IRFAN YUSUF: The problem is that the views of the overwhelming majority of Australians, including Muslims, because this is a community that has been in Australia since the 1830s, remember, this is not a migrant community we're talking about, these people, their views are not being articulated by the leadership because the leadership is dominated by people with a migrant mentality. What I mean by that it is dominated by people who don't really have roots in Australia, who are prepared to say things where it is OK for them, if things go bad they can go back to Dehli or Bar or whereverWHERE am I going to go, East Ryde? It's really crazy because of that our views aren't reflected.

JENNY BROCKIE: The bottom line I think for people watching, one of the things they want to try and get a grip on, is whether there are people in Australia who are capable of carrying out suicide bombings. That's what people are frightened of. People have legitimate fears. And I wonder what people here think about that, whether they think ... Waleed, what do you think is the answer to that question?

WALEED ALY: Are there people here that can do it?

JENNY BROCKIE: Yes, that are capable of doing it, or motivated to do it, I suppose.

WALEED ALY: I'm not a security or intelligence official. You'd probably have to ask them, they'd know more than me. What frustrates me about this whole discussion is that it's a polarised discussion on the one hand about, you know, it's all about foreign policy and on the other hand it's all about ideology, especially in the public conversation. Consistently the Western government line has been terrorism is purely ... it's a ideological phenomenon. You think this way, you go do that. I think both propositions that explain very complex human behaviour through a one-dimensional narrative are equally absurd. What we're not doing is actually engaging with the human complexities that go into making someone who may have a particular ideological bent, sure, but there's a difference between having that ideological bent and actually strapping a bomb to yourself and doing it. It is far more complex than just reducing it to a discussion.

JENNY BROCKIE: Yes, it's a very important point I think that you make, the difference between doing something and having a particular ideological position. I think that often gets mixed up.

WALEED ALY: As long as we talk about good and evil, we'll actually never get anywhere.

JENNY BROCKIE: Philip Ruddock, what do you think about that? What do you think about this idea that there's a difference between people expressing political views, passionately expressing political views that might involve violence, they might involve references to violence, but that doesn't necessarily mean they're going to go and commit an act of terror?

PHILIP RUDDOCK: It's a question of what he said in the context and how people perhaps even with diminished capacity might react to those comments and observations and if somebody is encouraging people to go out and deliberately take the life of an innocent person, you have to ask yourself whether that conduct which might lead to such an act is something you need to deal with.

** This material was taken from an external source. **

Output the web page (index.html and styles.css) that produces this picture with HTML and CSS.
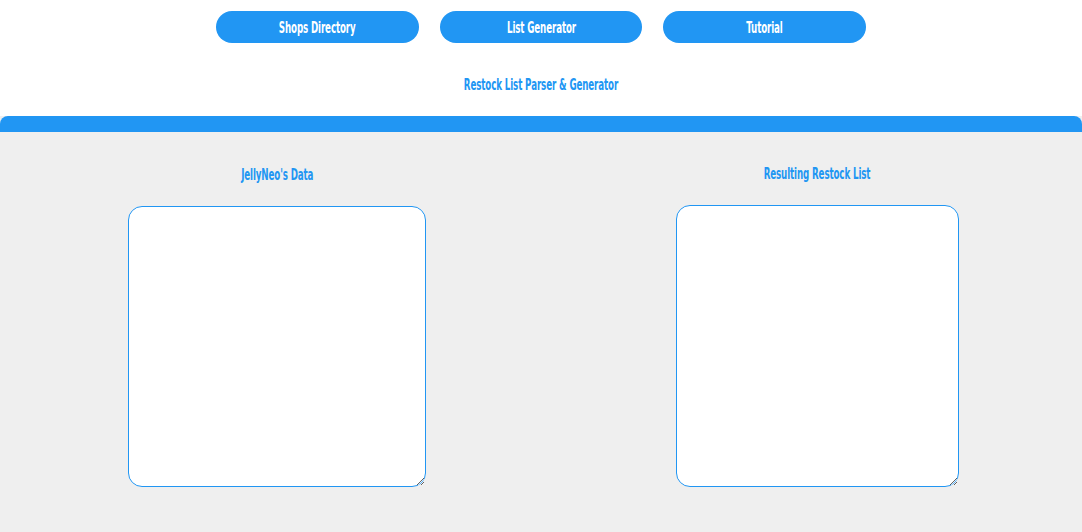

JENNY BROCKIE: And you clearly think it's ... you clearly think at the moment there's a need for tougher laws. That's what you're foreshadowing?

PHILIP RUDDOCK: The point I would say make is ... Shafiq Khan made it very clearly ... I am concerned to deal with terrorism, extremism, I have a very strong view that it cannot be confined to anyone particular community or any one religion. I don't believe there is any justification however it is put in political terms, for targeting deliberately innocent women and children to try and achieve a political objective.

MAN: That is absolute hypocrisy.

PHILIP RUDDOCK: No, it's ... And when you have people, when you put that proposition, who then argue that there is a justification for that sort of behaviour, you can see why I have some difficulty with it.

WASSIM DOUREIHI: Mr Ruddock rationalised earlier the death of 500,000 children in Iraq and if you say we can't rationalise acts of terrorism, the reality is the Australian government with its allies, the US, and Europe, have inflicted the worst sort of terrorism that has been known to mankind. He's rationalising that by justifying it ...

JENNY BROCKIE: Neil James, you want tougher laws too. Why do you want tougher laws?

NEIL JAMES, AUSTRALIAN DEFENCE ASSOCIATION: I think part of the problem tonight has been the debate, perhaps naturally enough because it's been a debate very much so far among the Muslim communities, has contextualised the problem as just applying to Muslims. If you look at this in the wider sense, Australia's a pretty tolerant society. Islamist extremists murdered 88 Australians in Bali and most Muslim Australians copped no flak about it, as an example, over two years ago.

AMJAD MEHBOOB: They did. They did. That's not correct.

NEIL JAMES: They certainly didn't cop as much flak as 88 dead Australians in Bali. There is a simple point here, and that is Australian society as a whole ... and this is one of the disadvantages the Muslim community faces ... Australian society as a whole lacks so much religious belief and understanding that the average Aussie can no longer tell the difference between the mainstream believer of any religion and a bigot. And that's half the problem because the vast majority of Muslim Australians are mainstream believers who aren't a problem at all. The gentleman over here, for instance, is a bigot and we could ...

JENNY BROCKIE:We could we get back to this question of what you want to happen because I know that you want to see much tougher laws.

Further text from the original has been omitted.